Оказалось, что и обычная поездка за продуктами может стать трудным испытанием. Через несколько дней мы отправились в Толлертон, в бакалейную лавку. Подъезжая, мы увидели, что оттуда вышел Эгберт Карт и уселся в свой «бентли». Хозяйку лавки мы застали за увлеченным разговором с одной из местных жительниц. Она приветливо улыбнулась нам и продолжала говорить; при виде людей незнакомых обе женщины перешли на зашифрованный язык: их диалог своей загадочностью и напыщенностью напоминал теперь диалог Вестника и Хора в древнегреческой трагедии.
— Не знаю, будет ли он продолжать в том же духе.
— И я не знаю. Пожалуйста, пакет овсяных хлопьев.
— Хорошо… Кое-кто просто не создан для этого.
— А что им?
— Счастливчики.
— Говорят, их осталось не так уж много.
— Посмотришь, как кое-кто живет, с трудом верится.

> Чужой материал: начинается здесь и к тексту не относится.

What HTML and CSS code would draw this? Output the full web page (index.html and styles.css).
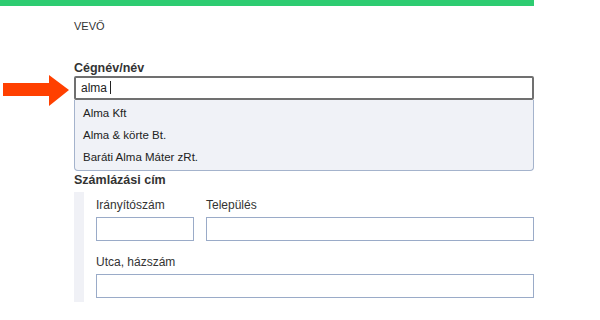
FILE: index.html
```html
<!DOCTYPE html>
<html lang="hu">
<head>
<meta charset="utf-8">
<title>Vevő</title>
<link rel="stylesheet" href="styles.css">
</head>
<body>
<div class="topbar"></div>
<main class="form">
  <div class="section-title">VEVŐ</div>
  <div class="field name-field">
    <label class="label-bold">Cégnév/név</label>
    <div class="combo">
      <svg class="arrow" width="68" height="32" viewBox="0 0 68 32"><polygon points="0,8 46,8 46,0 66,15 46,31 46,21 0,21" fill="#ff4000"/></svg>
      <div class="input active">alma <span class="caret"></span></div>
      <ul class="dropdown">
        <li>Alma Kft</li>
        <li>Alma &amp; körte Bt.</li>
        <li>Baráti Alma Máter zRt.</li>
      </ul>
    </div>
  </div>
  <div class="label-bold addr-title">Számlázási cím</div>
  <div class="addr">
    <div class="row">
      <div class="col zip">
        <label>Irányítószám</label>
        <div class="input"></div>
      </div>
      <div class="col city">
        <label>Település</label>
        <div class="input"></div>
      </div>
    </div>
    <div class="row">
      <div class="col street">
        <label>Utca, házszám</label>
        <div class="input"></div>
      </div>
    </div>
  </div>
</main>
</body>
</html>
```
FILE: styles.css
```css
* { box-sizing: border-box; }
body {
  margin: 0;
  background: #fff;
  font-family: "Liberation Sans", Arial, sans-serif;
  color: #333;
}
.topbar {
  width: 534px;
  height: 6px;
  background: #2ecc71;
}
.form {
  margin-left: 74px;
  width: 460px;
}
.section-title {
  font-size: 11px;
  margin-top: 13px;
  line-height: 14px;
}
.name-field { margin-top: 27px; }
.label-bold {
  display: block;
  font-weight: bold;
  font-size: 12.5px;
  line-height: 16px;
  color: #333;
}
.combo { position: relative; }
.arrow {
  position: absolute;
  left: -71px;
  top: -1px;
}
.input {
  height: 24px;
  border: 1px solid #9aabc8;
  background: #fff;
}
.input.active {
  border: 2px solid #707070;
  border-radius: 2px;
  font-size: 12px;
  line-height: 20px;
  padding-left: 5px;
  color: #222;
}
.caret {
  display: inline-block;
  width: 1px;
  height: 13px;
  background: #222;
  vertical-align: -2px;
}
.dropdown {
  list-style: none;
  margin: 0;
  padding: 2px 0 2px;
  background: #f0f2f7;
  border: 1px solid #a4b3cc;
  border-top: none;
  border-radius: 0 0 4px 4px;
  height: 71px;
}
.dropdown li {
  font-size: 11.5px;
  line-height: 22px;
  padding-left: 8px;
  color: #222;
}
.addr-title { margin-top: 1px; }
.addr {
  margin-top: 4px;
  border-left: 10px solid #f0f1f6;
  padding: 6px 0 4px 12px;
}
.row { display: flex; gap: 12px; }
.row + .row { margin-top: 14px; }
.col label {
  display: block;
  font-size: 12px;
  line-height: 15px;
  color: #333;
  margin-bottom: 4px;
}
.zip { width: 98px; }
.city { flex: 1; }
.street { flex: 1; }
```
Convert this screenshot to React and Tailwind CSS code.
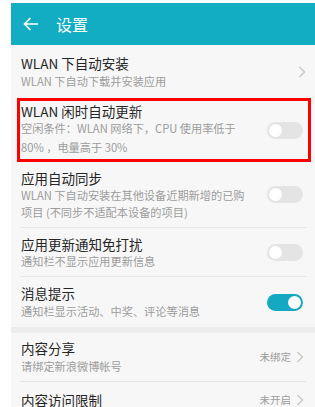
import React from "react";

const font = { fontFamily: '"Noto Sans CJK SC", "Noto Sans", sans-serif' };

const titleCls = "text-[13.5px] leading-[18px] text-[#262626]";
const subCls = "text-[11.2px] text-[#9c9c9c]";

function Toggle({ on }) {
  return (
    <div
      className={`w-[36px] h-[17px] rounded-full flex items-center px-[2px] shrink-0 ${
        on ? "bg-[#14a9c1] justify-end" : "bg-[#e4e4e4] justify-start"
      }`}
    >
      <div className="w-[13px] h-[13px] rounded-full bg-white" />
    </div>
  );
}

function Chevron() {
  return (
    <svg width="8" height="12" viewBox="0 0 8 12" className="shrink-0">
      <path d="M1.5 1 L6.5 6 L1.5 11" fill="none" stroke="#c4c4c4" strokeWidth="1.2" />
    </svg>
  );
}

export default function App() {
  return (
    <div className="w-[315px] h-[407px] overflow-hidden bg-white pl-[11px] pt-[3px]" style={font}>
      <div className="bg-[#f7f7f7] h-full">
        {/* Header */}
        <div className="h-[42px] bg-[#13adc3] flex items-center pl-[12px]">
          <svg width="16" height="14" viewBox="0 0 16 14">
            <path d="M15 7 H1.5 M7.5 1 L1.5 7 L7.5 13" fill="none" stroke="white" strokeWidth="1.6" />
          </svg>
          <span className="ml-[17px] text-white text-[16px] leading-[20px]">设置</span>
        </div>

        {/* WLAN 下自动安装 */}
        <div className="h-[53px] flex items-center justify-between pl-[10px] pr-[9px]">
          <div className="flex flex-col">
            <span className={titleCls}>WLAN 下自动安装</span>
            <span className={`${subCls} leading-[18px]`}>WLAN 下自动下载并安装应用</span>
          </div>
          <Chevron />
        </div>

        {/* WLAN 闲时自动更新 */}
        <div className="h-[64px] ml-[6px] mr-[4px] border-[3px] border-[#ff0000] flex items-center justify-between pl-[1px] pr-[5px]">
          <div className="flex flex-col">
            <span className="text-[13.5px] leading-[16px] text-[#262626]">WLAN 闲时自动更新</span>
            <span className={`${subCls} leading-[19px] whitespace-nowrap`}>
              空闲条件：WLAN 网络下，CPU 使用率低于
              <br />
              80% ，电量高于 30%
            </span>
          </div>
          <Toggle />
        </div>

        {/* 应用自动同步 */}
        <div className="h-[66px] mx-[9px] border-b border-[#e6e6e6] flex items-center justify-between pl-[1px] pr-[3px]">
          <div className="flex flex-col">
            <span className={titleCls}>应用自动同步</span>
            <span className={`${subCls} leading-[17px] whitespace-nowrap`}>
              WLAN 下自动安装在其他设备近期新增的已购
              <br />
              项目 (不同步不适配本设备的项目)
            </span>
          </div>
          <Toggle />
        </div>

        {/* 应用更新通知免打扰 */}
        <div className="h-[49px] mx-[9px] border-b border-[#e6e6e6] flex items-center justify-between pl-[1px] pr-[3px]">
          <div className="flex flex-col">
            <span className={titleCls}>应用更新通知免打扰</span>
            <span className={`${subCls} leading-[17px]`}>通知栏不显示应用更新信息</span>
          </div>
          <Toggle />
        </div>

        {/* 消息提示 */}
        <div className="h-[50px] mx-[9px] flex items-center justify-between pl-[1px] pr-[3px]">
          <div className="flex flex-col">
            <span className={titleCls}>消息提示</span>
            <span className={`${subCls} leading-[18px]`}>通知栏显示活动、中奖、评论等消息</span>
          </div>
          <Toggle on />
        </div>

        <div className="h-[6px] bg-[#ececec]" />

        {/* 内容分享 */}
        <div className="h-[49px] mx-[9px] border-b border-[#e6e6e6] flex items-center justify-between pl-[1px] pr-[2px]">
          <div className="flex flex-col">
            <span className={titleCls}>内容分享</span>
            <span className={`${subCls} leading-[18px]`}>请绑定新浪微博帐号</span>
          </div>
          <div className="flex items-center gap-[5px]">
            <span className="text-[10.5px] text-[#9c9c9c]">未绑定</span>
            <Chevron />
          </div>
        </div>

        {/* 内容访问限制 */}
        <div className="h-[49px] mx-[9px] flex items-start justify-between pl-[1px] pr-[2px] pt-[9px]">
          <span className={titleCls}>内容访问限制</span>
          <div className="flex items-center gap-[5px] h-[18px]">
            <span className="text-[10.5px] text-[#9c9c9c]">未开启</span>
            <Chevron />
          </div>
        </div>
      </div>
    </div>
  );
}
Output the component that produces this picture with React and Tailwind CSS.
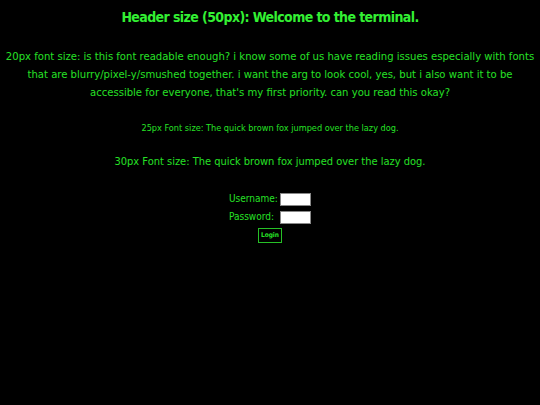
import React from "react";

const font = { fontFamily: '"DejaVu Sans Condensed", "DejaVu Sans Mono", monospace' };

export default function App() {
  return (
    <div className="w-[540px] h-[405px] bg-black text-[#26e026] flex flex-col items-center overflow-hidden" style={font}>
      <h1 className="mt-[7px] h-[20px] leading-[20px] text-[14px] tracking-[-0.6px] font-bold text-[#33f033] whitespace-nowrap">
        Header size (50px): Welcome to the terminal.
      </h1>
      <p className="mt-[21px] w-[534px] text-center text-[11.2px] leading-[18px]">
        20px font size: is this font readable enough? i know some of us have reading issues especially with fonts that are blurry/pixel-y/smushed together. i want the arg to look cool, yes, but i also want it to be accessible for everyone, that's my first priority. can you read this okay?
      </p>
      <p className="mt-[18px] h-[16px] leading-[16px] text-[9.1px] whitespace-nowrap">
        25px Font size: The quick brown fox jumped over the lazy dog.
      </p>
      <p className="mt-[17px] h-[18px] leading-[18px] text-[11px] whitespace-nowrap">
        30px Font size: The quick brown fox jumped over the lazy dog.
      </p>
      <div className="mt-[20px] flex flex-col items-center gap-[2px]">
        <div className="flex items-center gap-[6px] h-[16px]">
          <span className="w-[45px] text-right text-[10px] leading-[16px] whitespace-nowrap">Username:</span>
          <input className="w-[31px] h-[13px] bg-white border border-[#888] outline-none" />
        </div>
        <div className="flex items-center gap-[6px] h-[16px]">
          <span className="w-[45px] text-right text-[10px] leading-[16px] whitespace-nowrap">Password:</span>
          <input type="password" className="w-[31px] h-[13px] bg-white border border-[#888] outline-none" />
        </div>
        <button className="mt-[1px] w-[24px] h-[15px] border border-[#26c026] text-[6.5px] font-semibold leading-[13px] text-[#26e026]" style={font}>
          Login
        </button>
      </div>
    </div>
  );
}
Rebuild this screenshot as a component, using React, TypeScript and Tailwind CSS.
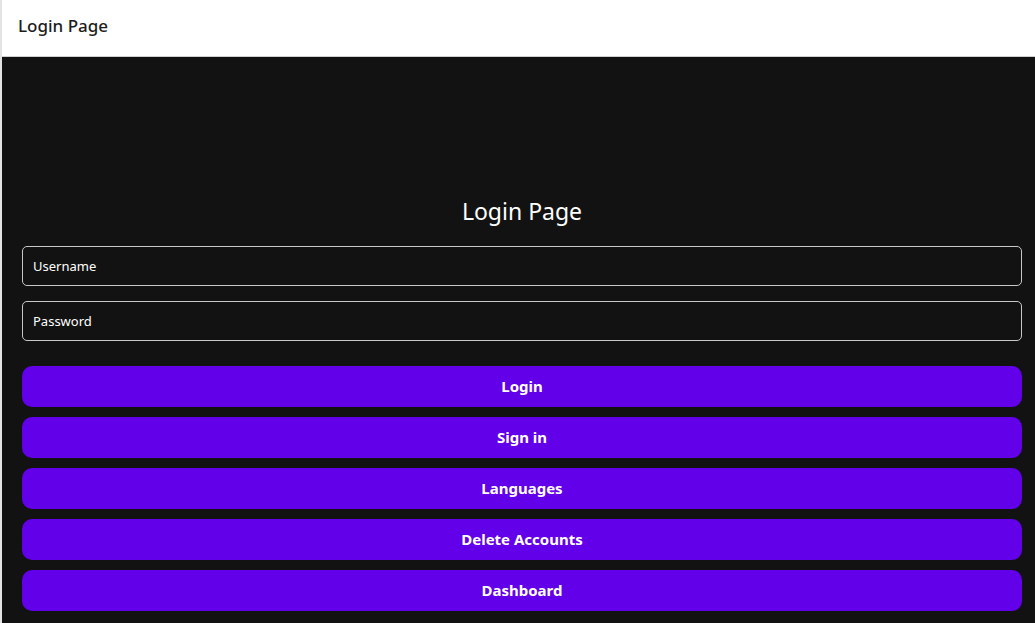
const buttons = ["Login", "Sign in", "Languages", "Delete Accounts", "Dashboard"];

export default function App() {
  return (
    <div className="h-[623px] overflow-hidden border-l-2 border-[#e3e3e3] bg-[#121212] font-['Noto_Sans',sans-serif]">
      <header className="flex h-[57px] items-center border-b border-[#d0d0d0] bg-white px-4 pb-[4px]">
        <h1 className="text-[17px] font-medium text-[#1c1c1c]">Login Page</h1>
      </header>

      <main className="pt-[139px] pl-5 pr-[13px]">
        <h2 className="mb-[20px] text-center text-[23px] leading-[30px] text-white">Login Page</h2>

        <div className="flex flex-col gap-[15px]">
          <input
            placeholder="Username"
            className="h-10 rounded-[5px] border border-[#c8c8c8] bg-transparent px-[10px] text-[13px] text-white placeholder:text-white outline-none"
          />
          <input
            type="password"
            placeholder="Password"
            className="h-10 rounded-[5px] border border-[#c8c8c8] bg-transparent px-[10px] text-[13px] text-white placeholder:text-white outline-none"
          />
        </div>

        <div className="mt-[25px] flex flex-col gap-[10px]">
          {buttons.map((label) => (
            <button
              key={label}
              className="h-[41px] rounded-[10px] bg-[#6200ea] text-[15px] font-bold text-white"
            >
              {label}
            </button>
          ))}
        </div>
      </main>
    </div>
  );
}
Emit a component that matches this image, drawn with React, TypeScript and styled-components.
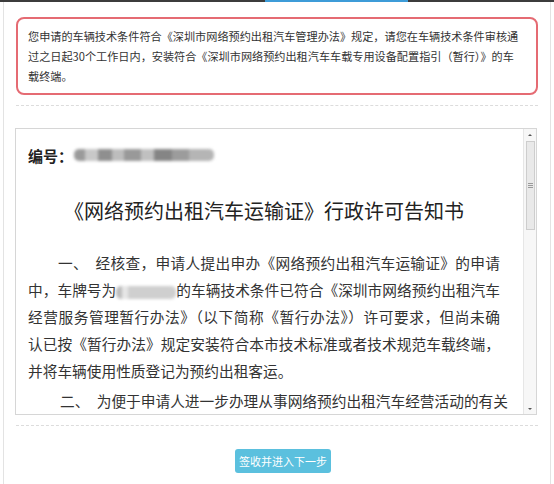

— За чужой счет жить легко. И пакет стирального порошка.
— Хорошо… Но день расплаты уже не за горами. Скоро мистер…
— Похоже, весь корень зла в нем.
— Иному и не надо, а Господь ему дает.
— Везет некоторым… И фунт чеддера.
— Хорошо… Уж мы-то знаем, откуда ветер дует.
— И куда дует.
— Этот другой — неужто он ничего не может поделать?
— Что с него взять — старая развалина, песок сыплется. А все же настоящий джентльмен, этого у него не отнимешь.
— Да, как говорят, другая закалка… Таких мало осталось, раз-два, и обчелся.
— Одни семьи процветают, другие хиреют. Такой уж закон у природы.
— Ясное дело. Кровь постепенно разжижается… Всего, значит… Сейчас посчитаю… Один фунт три шиллинга два пенса, миссус.
— Хорошо. Плачу наличными — записывать за мной не нужно.
— Да, не то что некоторые. Спасибо, миссус.
— Ну, я пошла… Где моя вторая корзинка? Как поживает Том?
— Хорошо, спасибо… Неплохую деньгу зашибает, да еще и обедом кормят. Грех жаловаться… Но как вспомнишь былые деньки, сердце щемит,— не та стала наша деревня, не та. Наша жисть не для городских.